Some good news on the pace on maritime decarbonization has to be sobered by the scale of the transition needed to bring new fuels and technologies into wide use globally, panelists told the Green Ports & Shipping Congress on 9 May.

Taylor Wamberg, Lloyd's Register


The caution came after two days of calls for coordination, sharing and common purpose – but was tempered by the trillions of dollars of investment needed and the urgency on introducing new ships and technologies.

“Our prediction is by 2035, even half of the new vessels will not be new fuels,” said Peter Bos, who leads professional maritime solutions for renewable energies at Royal HaskoningDHV.

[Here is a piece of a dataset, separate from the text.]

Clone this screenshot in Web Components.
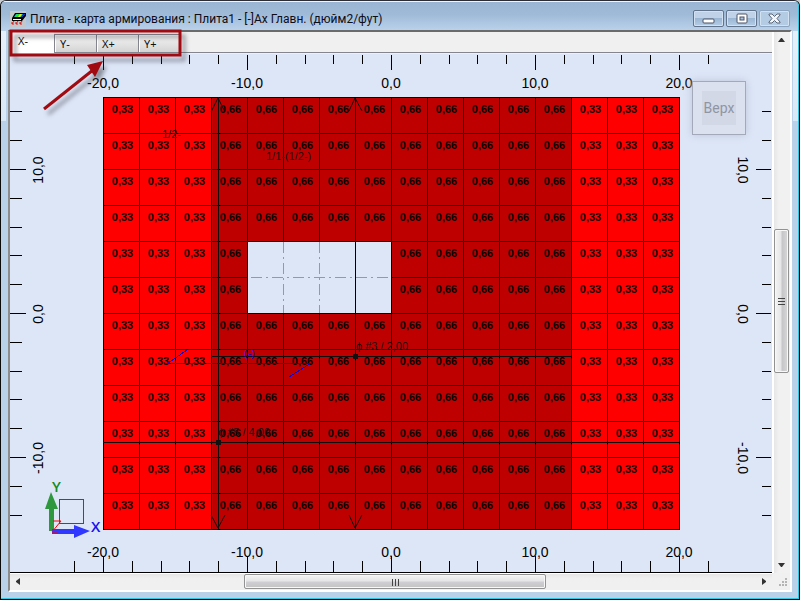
<!DOCTYPE html>
<html lang="ru">
<head>
<meta charset="utf-8">
<title>Плита - карта армирования</title>
<style>
html, body { margin: 0; height: 100%; }
body { background: #c9ccd0; font-family: "Liberation Sans", sans-serif; overflow: hidden; }
</style>
</head>
<body>
<app-window>
  <window-title slot="title">Плита - карта армирования : Плита1 - [-]Ax Главн. (дюйм2/фут)</window-title>
  <tab-strip slot="tabs">
    <tab-item selected>X-</tab-item>
    <tab-item>Y-</tab-item>
    <tab-item>X+</tab-item>
    <tab-item>Y+</tab-item>
  </tab-strip>
  <slab-view slot="view">
    <axis-ruler side="top"></axis-ruler>
    <axis-ruler side="left"></axis-ruler>
    <axis-ruler side="right"></axis-ruler>
    <axis-ruler side="bottom"></axis-ruler>
    <slab-map></slab-map>
    <view-cube>Верх</view-cube>
    <axis-triad></axis-triad>
  </slab-view>
  <scroll-bar slot="vscroll" direction="vertical" before="181" thumb="142" after="184"></scroll-bar>
  <scroll-bar slot="hscroll" direction="horizontal" before="217" thumb="300" after="209"></scroll-bar>
  <callout-mark slot="overlay"></callout-mark>
</app-window>

<script>
function define(name, html, setup) {
  const template = document.createElement('template');
  template.innerHTML = html;
  customElements.define(name, class extends HTMLElement {
    constructor() {
      super();
      this.attachShadow({ mode: 'open' }).append(template.content.cloneNode(true));
    }
    connectedCallback() {
      if (setup && !this.ready) { this.ready = true; setup(this, this.shadowRoot); }
    }
  });
}

define('app-window', `
<style>
:host { display: block; height: 100vh; min-height: 520px; box-sizing: border-box; position: relative;
  border: 1px solid #0a0a0a; border-top-color: #2c2c34; border-radius: 6px 6px 0 0; background: #bad1ea; }
.frame { display: flex; flex-direction: column; height: 100%; box-sizing: border-box; padding: 0 6px 6px 7px;
  border: solid #35c5e0; border-width: 0 1px 1px 0; border-radius: 5px 5px 0 0;
  background: linear-gradient(#e6f0fa, #d9e8f6) 0 30px / 5px 90px no-repeat,
    linear-gradient(#e6f0fa, #d9e8f6) 100% 30px / 5px 90px no-repeat,
    linear-gradient(#eef5fb 0 1px, #9ab5d3 1px, #a0bbd8 14px, #bad1ea 29px); }
.body { flex: 1; min-height: 0; display: grid; grid-template: auto 1fr 17px / 1fr 18px;
  border: 2px solid #fff; border-top-color: #6b6b6b; border-left-color: #8c8c8c; background: #f0f0f0; }
.v { grid-area: 1 / 2 / 3 / 3; display: grid; }
.t { grid-area: 1 / 1; } .c { grid-area: 2 / 1; display: grid; min-height: 0; min-width: 0; } .h { grid-area: 3 / 1; display: grid; }
.grip { grid-area: 3 / 2; place-self: end; margin: 0 3px 3px 0; }
</style>
<div class="frame">
  <slot name="title"></slot>
  <div class="body">
    <div class="t"><slot name="tabs"></slot></div>
    <div class="c"><slot name="view"></slot></div>
    <div class="v"><slot name="vscroll"></slot></div>
    <div class="h"><slot name="hscroll"></slot></div>
    <svg class="grip" width="9" height="9" fill="#b4b4b4"><path d="M7 0h2v2h-2zM4 3h2v2h-2zM7 3h2v2h-2zM1 6h2v2h-2zM4 6h2v2h-2zM7 6h2v2h-2z"/></svg>
  </div>
</div>
<slot name="overlay"></slot>`);

define('window-title', `
<style>
:host { display: flex; align-items: center; height: 29px; flex: none; font: 12px Roboto, sans-serif; color: #0c0c18; }
.icon { margin: 6px 4px 0 2px; flex: none; }
.text { flex: 1; padding-top: 7px; white-space: nowrap; overflow: hidden; }
.buttons { display: flex; gap: 2px; padding: 6px 2px 0 0; }
button { width: 31px; height: 17px; box-sizing: border-box; padding: 0; display: grid; place-items: center; border: 1px solid #61748c;
  border-radius: 2px; box-shadow: inset 0 0 0 1px #d3e2f2; background: linear-gradient(#bfd2e7 50%, #9bb6d3 50%, #b5cde6); }
button.close { border-color: #8ca4bf; background: #b4cbe4; }
</style>
<svg class="icon" width="16" height="16" viewBox="0 0 16 16">
  <rect width="16" height="16" fill="#c5c8cb"/>
  <path d="M5 2H16V5L12 10H2V7Z" fill="#000"/>
  <path d="M6 3H15L12 6H4Z" fill="#19b9c8"/>
  <path d="M7 3H11L9 6H5Z" fill="#22e02c"/><path d="M10 3H12L10 6H8Z" fill="#f7f000"/><path d="M13 3H15L12 6H11Z" fill="#1414e0"/>
  <path d="M3 8H11V9H3Z" fill="#fff"/>
  <path d="M4 10L2 13M2 11V13H4M8 10L6 13M6 11V13H8M12 10L10 13M10 11V13H12" stroke="#e41818" fill="none"/>
</svg>
<span class="text"><slot></slot></span>
<div class="buttons">
  <button aria-label="Свернуть"><svg width="13" height="11"><rect x="1" y="6" width="11" height="4" rx="1" fill="#fff" stroke="#4c5362"/></svg></button>
  <button aria-label="Развернуть"><svg width="13" height="11"><rect x="2" y="1" width="10" height="9" rx="1" fill="#fff" stroke="#4c5362"/><rect x="5" y="4" width="4" height="3" fill="#a9c2df" stroke="#4c5362"/></svg></button>
  <button class="close" aria-label="Закрыть"><svg width="13" height="11"><path d="M1 1h3l2.500 2.500L9 1h3v1L9 5.500 12 9v1H9L6.500 7.500 4 10H1V9l3-3.500L1 2z" fill="#f4f6f9" stroke="#5a6679"/></svg></button>
</div>`);

define('tab-strip', `
<style>
:host { display: flex; align-items: flex-end; height: 20px; background: #f0f0f0; border-bottom: 1px solid #85858f; margin-bottom: 1px; }
</style>
<slot></slot>`, host => host.setAttribute('role', 'tablist'));

define('tab-item', `
<style>
:host { display: block; }
button { display: block; width: 42px; height: 18px; box-sizing: border-box; padding: 0 0 0 5px; border: solid #85858f;
  border-width: 1px 0 0 1px; text-align: left; font: 11px/16px "Noto Sans", sans-serif; color: #111;
  background: linear-gradient(#f3f3f3, #e6e6e6 45%, #d4d4d4); box-shadow: inset 1px 1px #fff, 1px 0 #85858f; }
:host([selected]) button { width: 44px; height: 20px; padding: 0 0 3px 8px; border: 0; background: #fff; box-shadow: 0 1px #fff; }
</style>
<button role="tab"><slot></slot></button>`, (host, root) => {
  root.querySelector('button').setAttribute('aria-selected', host.hasAttribute('selected'));
});

define('slab-view', `
<style>
:host { display: grid; position: relative; overflow: hidden; background: #dde6f7; border-bottom: 1px solid #000;
  grid-template: 44px 1fr 40px / 48px 1fr 48px; font-size: 14px; }
::slotted(axis-ruler[side=top]) { grid-area: 1 / 1 / 2 / 4; }
::slotted(axis-ruler[side=bottom]) { grid-area: 3 / 1 / 4 / 4; }
::slotted(axis-ruler[side=left]) { grid-area: 1 / 1 / 4 / 2; }
::slotted(axis-ruler[side=right]) { grid-area: 1 / 3 / 4 / 4; }
::slotted(slab-map) { grid-area: 1 / 1 / 4 / 4; place-self: center; }
::slotted(view-cube) { position: absolute; top: 27px; right: 26px; }
::slotted(axis-triad) { position: absolute; left: 30px; bottom: 32px; }
</style>
<slot></slot>`);

/* Scale with a short tick every 2 feet and a long, labelled tick every 10 feet. */
define('axis-ruler', `
<style>
:host { display: block; z-index: 1; min-width: 0; min-height: 0; pointer-events: none; }
svg { display: block; width: 100%; height: 100%; overflow: visible; }
line { stroke: #000; shape-rendering: crispEdges; }
text { font: 14px "Liberation Sans", sans-serif; fill: #000; text-anchor: middle; }
</style>`, (host, root) => {
  const side = host.getAttribute('side');
  const flat = side === 'top' || side === 'bottom';
  const count = flat ? 11 : 7;
  let marks = '';
  for (let i = -count; i <= count; i++) {
    const p = Math.round(i * 144 / 5);
    const major = i % 5 === 0;
    const label = (flat ? i : -i) * 2 + ',0';
    let l;
    if (side === 'top') l = [p, 1, p, major ? 16 : 10];
    if (side === 'bottom') l = [p, 40, p, major ? 24 : 29];
    if (side === 'left') l = [0, p, major ? 16 : 12, p];
    if (side === 'right') l = [47, p, major ? 32 : 38, p];
    marks += `<line x1="${l[0]}" y1="${l[1]}" x2="${l[2]}" y2="${l[3]}"/>`;
    if (!major) continue;
    if (flat) marks += `<text x="${p}" y="${side === 'top' ? 34 : 25}">${label}</text>`;
    else if (side === 'left') marks += `<text transform="translate(33 ${p + 1}) rotate(-90)">${label}</text>`;
    else marks += `<text transform="translate(14 ${p + 1}) rotate(90)">${label}</text>`;
  }
  root.innerHTML += `<svg><svg ${flat ? 'x' : 'y'}="50%" overflow="visible">${marks}</svg></svg>`;
});

define('slab-map', `
<style>
:host { display: block; position: relative; width: 576px; }
table { border-spacing: 0; table-layout: fixed; width: 100%; }
td { box-sizing: border-box; width: 36px; height: 36px; padding: 6px 0 0 2px; border: solid #000; border-width: 1px 0 0 1px;
  vertical-align: top; text-align: center; font: bold 11px/11px "Liberation Sans", sans-serif; color: #140000; background: #f00; }
td.high { background: #bf0000; color: #0c0000; }
td.hole { background: #dde6f7; border-color: transparent; }
svg { position: absolute; inset: 0; overflow: visible; }
g { fill: none; stroke: #111; shape-rendering: crispEdges; }
text { font: 11px "Liberation Sans", sans-serif; fill: #1c1010; }
</style>
<table aria-label="Карта армирования"><tbody></tbody></table>
<svg width="576" height="432">
  <g>
    <path d="M0 0H577M576 0V432M0 432H577" stroke="#000"/>
    <path d="M144 144H288V216H144ZM252 144V216" stroke="#000"/>
    <path d="M180 145V216M216 145V216M148 180H287" stroke="#999" stroke-dasharray="11 4 2 4"/>
    <path d="M115 0V432M0 345H576M108 259H468"/>
  </g>
  <path d="M108 15L115 1L122 15M246 14L252 1L259 14M108 418L115 431L122 418M246 418L252 431L259 418" fill="none" stroke="#111"/>
  <path d="M250 257h5v5h-5zM113 343h5v5h-5z" fill="#111"/>
  <path d="M84 253L65 266H208L186 280" fill="none" stroke="#0a00d8" shape-rendering="crispEdges"/>
  <text x="59" y="41">1/2-</text>
  <text x="163" y="63">1/1-(1/2-)</text>
  <text x="253" y="253">ϕ #3 / 2,00</text>
  <text x="115" y="339">ϕ #5 / 4,00</text>
  <text x="141" y="260" style="fill:#1400e0">(-)</text>
</svg>`, (host, root) => {
  let rows = '';
  for (let r = 0; r < 12; r++) {
    rows += '<tr>';
    for (let c = 0; c < 16; c++) {
      const hole = c > 3 && c < 8 && r > 3 && r < 6;
      const high = c > 2 && c < 13;
      rows += hole ? '<td class="hole"></td>' : high ? '<td class="high">0,66</td>' : '<td>0,33</td>';
    }
    rows += '</tr>';
  }
  root.querySelector('tbody').innerHTML = rows;
});

define('view-cube', `
<style>
:host { display: block; z-index: 2; }
button { width: 54px; height: 54px; box-sizing: border-box; padding: 9px; border: 1px solid #a3a9b8;
  background: #dbe1ee; box-shadow: 0 0 8px #bcc5d8; display: grid; }
span { display: grid; place-items: center; background: #d2d8e6; color: #8f95a3; font: 14px Roboto, sans-serif; }
</style>
<button><span><slot></slot></span></button>`);

define('axis-triad', `
<style>
:host { display: block; z-index: 2; }
svg { display: block; overflow: visible; }
text { font: 600 15px "Open Sans", sans-serif; }
</style>
<svg width="66" height="62" role="img" aria-label="Оси">
  <path d="M19 21H43V45H19Z" fill="none" stroke="#f00" shape-rendering="crispEdges"/>
  <path d="M9 53V31H5L11 14L18 31H14V53Z" fill="#2f983f"/>
  <path d="M12 51H34V47L50 53L34 60V56H12Z" fill="#3038ff"/>
  <text x="12" y="14" fill="#128a1c">Y</text>
  <text x="51" y="54" fill="#1414f0">X</text>
  <path d="M13 43H21L12 54H18" fill="none" stroke="#f00"/>
</svg>`);

define('scroll-bar', `
<style>
:host { display: flex; box-sizing: border-box; background: linear-gradient(90deg, #e6e6e6, #f1f1f1 30%); border-left: 2px solid #fff; padding-right: 1px; flex-direction: column; min-height: 0; }
:host([direction=horizontal]) { flex-direction: row; border-left: 0; border-top: 1px solid #fff; padding: 0 0 1px; background: linear-gradient(#e6e6e6, #f0f0f0 30%); }
button { flex: none; width: 15px; height: 17px; padding: 0; border: 0; background: none; display: grid; place-items: center; }
:host([direction=horizontal]) button { width: 17px; height: 15px; }
.thumb { box-sizing: border-box; border: 1px solid #929292; border-radius: 2px; box-shadow: inset 0 0 0 1px #f8f8f8; display: grid; place-items: center;
  background: linear-gradient(90deg, #f4f4f4, #e6e6e8 45%, #c6c6ca 55%, #d8d8d8); }
:host([direction=horizontal]) .thumb { background: linear-gradient(#f4f4f4, #e6e6e8 45%, #cfcfd3 55%, #c3c3c3); }
</style>
<button class="less"><svg width="7" height="7" fill="#333"></svg></button>
<div class="before"></div>
<div class="thumb"><svg width="8" height="8" stroke="#444" shape-rendering="crispEdges"></svg></div>
<div class="after"></div>
<button class="more"><svg width="7" height="7" fill="#333"></svg></button>`, (host, root) => {
  const flat = host.getAttribute('direction') === 'horizontal';
  for (const part of ['before', 'thumb', 'after']) {
    root.querySelector('.' + part).style.flex = host.getAttribute(part) + ' 1 0px';
  }
  const less = root.querySelector('.less'), more = root.querySelector('.more');
  less.setAttribute('aria-label', flat ? 'Влево' : 'Вверх');
  more.setAttribute('aria-label', flat ? 'Вправо' : 'Вниз');
  less.firstChild.innerHTML = `<path d="${flat ? 'M5 0V7L1 4V3Z' : 'M0 5H7L4 1H3Z'}"/>`;
  more.firstChild.innerHTML = `<path d="${flat ? 'M2 0V7L6 4V3Z' : 'M0 2H7L4 6H3Z'}"/>`;
  root.querySelector('.thumb svg').innerHTML = `<path d="${flat ? 'M1 1V8M4 1V8M7 1V8' : 'M0 1H7M0 4H7M0 7H7'}" stroke-width="1"/>`;
});

/* Frame and arrow that point at the tab strip. */
define('callout-mark', `
<style>
:host { display: block; position: absolute; left: 8px; top: 28px; z-index: 5; pointer-events: none; }
svg { display: block; overflow: visible; filter: drop-shadow(4px 5px 2px rgba(60, 60, 70, .5)); }
</style>
<svg width="174" height="84">
  <rect x="2" y="2" width="169" height="24" fill="none" stroke="#a00a10" stroke-width="3"/>
  <path d="M35 80L84 41" stroke="#a00a10" stroke-width="3"/>
  <path d="M94 32L78 36L86 48Z" fill="#a00a10"/>
</svg>`);
</script>
</body>
</html>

Bos added that there is a lot of positive news on alternative fuels, but we need to move from MoUs (memorandums of understanding) to actual deals and plans.

He described ‘chicken and egg’ obstacles to new shipping fuels such as a lack of experience in regulations, training for workers, and making a good business case among factors that make it hard to move quickly.

That brought up a two-speed response in the industry with some first movers out of the gates, but other companies watching from the sidelines and feeling some heat to act.

“Many companies in shipping, maritime, are now being ‘pushed’ on meeting decarbonization goals after the first movers,” said Taylor Wamberg, regional maritime commercial markets manager at Lloyd’s Register, who added that there is a need to create a demand signal for new fuels, looking at number of ships, and tracking them.

Still, the number of players involved in the transition is a challenge.

“The complex set of stakeholders makes coordination on maritime transition difficult,” said Archana Kannan, senior manager, Green Shipping Corridors at C40 Cities and Strategy Consultant at Advisory, ARUP.

She also warned to be mindful of anti-competition laws when considering data and intellectual property sharing.

But one easier win for the maritime industry would be showing the benefits of the transition in concrete ways.

“Improvements at port facilities the lead to better public health can gather local support for bigger changes.”